Last week I wrote that Brazil’s protest movement is playing out in a country that functions in a state of “violent democracy,” and attempted to speculate on how that movement might modify that country’s volatile patchwork of violent pluralism. Now Catherine Osborn reports at Americas Quarterly Blog that protesters have taken up the cause of favela residents (and one policeman) killed in police operations that took place in the orbit of protests in Rio on June 24.

 The events in Maré, which is about to be pacified, throw into question how committed to peace the pacification process is and brings the issue of police violence to the forefront of Brazilian protesters’ concerns.  The night after the killings, the story of the dragnet caused particular outrage when Maré resident and newspaper editor Gizele Martins, 27, related the events at a planning meeting for the next citywide protest.
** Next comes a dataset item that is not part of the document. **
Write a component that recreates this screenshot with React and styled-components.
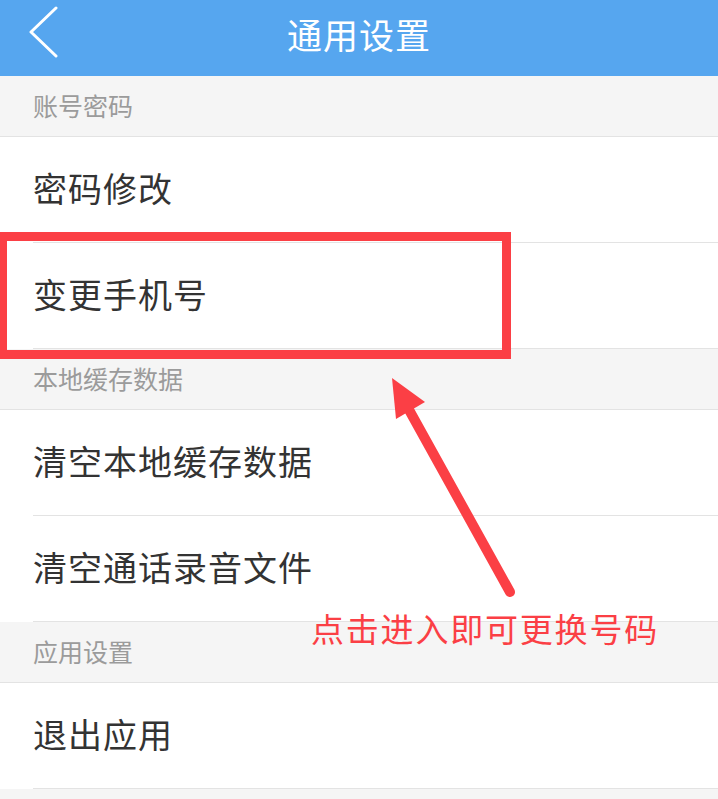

“I just came from Maré,” she announced shakily to a crowd of thousands—mostly students—sitting in front of the downtown campus of the Universidade Federal do Rio de Janeiro (Federal University of Rio de Janeiro—UFRJ). Martins said that a group of 500 residents marching through the streets of the community had just been able to pressure the last police tank to leave.

After chants of “Maré, Maré,” the group voted to add a new demand to their message for the next protest: the demilitarization of Rio’s police force. Coalitions from Maré and various favelas marched in the citywide protests in the following few days.

If we see more protests against police brutality even as the broader protest movement is quieting down somewhat, or if we see whatever core of protesters remains in motion take up demands for “pacification of the state,” these could be taken as positive steps toward a more just and accountable Brazil. On the other hand, Brazilian democracy has countenanced a routinized level of violence in the favelas for a very long time, which unfortunately suggests that it will be only too easy for the violence of Rio’s pacification program, and of public security operations elsewhere, to fall back off the radar. This is true in spades if Brazil’s protest movement loses steam.

A related question is what effect greater public scrutiny will have on Rio’s pacification programs. Until now, these have seemed like an unstoppable force, at worst a necessary evil, and bolstered rhetorically by an ideology of progress for Rio (and Brazil), and the centrality of the 2014 World Cup and 2016 Olympics to achieving this progress through infrastructure construction and geopolitical bragging rights and so on. But the Brazilian protest movement has challenged this particular spin on an ideology of progress, dethroning the promise of international sports spectacle from its central seat as a signifier of national pride and unity, and attempting to turn the focus of public discourse toward gaps and inequities in Brazilian democracy. If Brazil’s citizens have the audacity to assert that the World Cup cannot cover over corruption, then perhaps they will demand as well that the Olympic Games not serve to justify state repression against some of Brazil’s most vulnerable. The pacification of the Brazilian state will not come easily, but it is vital to the process of rendering that state accountable, entrenching social justice, and deepening democracy in that country.